Crow continued to push the argument that the tobacco industry has ushered into the front line of its opposition to plain packaging legislation: that plain packs will cause a deluge of illicit, black-market tobacco to flood the market.

Crow referred to the tobacco industry-commissioned Deloitte report, at one point saying: “It is robust research. It is based on thousands of interviews of consumers done in a very thorough way by Roy Morgan Research, who work with Deloitte. The aim was to estimate — and you will never get a real answer — the size. That size has been consistent over the past 18 months. The last report found that about 15.6% of the industry is illicit. We say one in five; one in 5½ cigarettes smoked in this country is illicit.”

You do, eh, Dave?

There are a couple of small problems with what Crow told the committee. He presumably has read the Deloitte report, which states on page 20 “This initial sample comprised of 9206 identified people. However after allowing for natural sample attrition, 949 respondents completed the survey.”

So 949 smokers in five capital cities, not “thousands”, answered questions about whether they believed they had used illegal tobacco (loose chop-chop, counterfeit or duty not paid). When it comes to counterfeit or duty not paid packs, how would they actually know?

Then there’s the small matter of Crow’s arithmetical,  or is it his rhetorical ability … 15.6% is not one in five (that’s what 20% is Dave!) or one in 5½ cigarettes.  It is one in 6.41, which is “less than one in 6″. So what’s the difference between one in five and one in six? Not much you ask?
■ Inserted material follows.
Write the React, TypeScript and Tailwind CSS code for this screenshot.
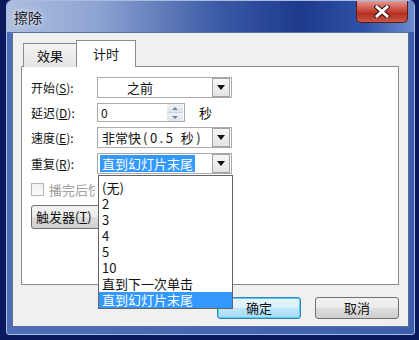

But when you’re talking about the number of cigarettes involved, this  means a difference of 741.69 tonnes of tobacco, using the Deloitte data.

Depending on what assumptions are made about the average weight of a cigarette (0.75-1grm) this translates to  between about  a mere 750m and 900m cigarettes and roll-your-own cigarette equivalents.

Crow would have been aware that in the week before he gave evidence, the Australian Institute of Health and Welfarepublished its latest estimate how much illicit tobacco is used by smokers in Australia. Surveying 26,648 people across Australia, of whom 15.1% were daily smokers (and with 17% smoking at all — 4530 smokers — now that’s thousands!), the AIHW found about 1.5% of Australian smokers regularly smoked unbranded tobacco in 2010 — see table 3.11 p39.

Predictably, Crow did not refer to this substantially lower estimate.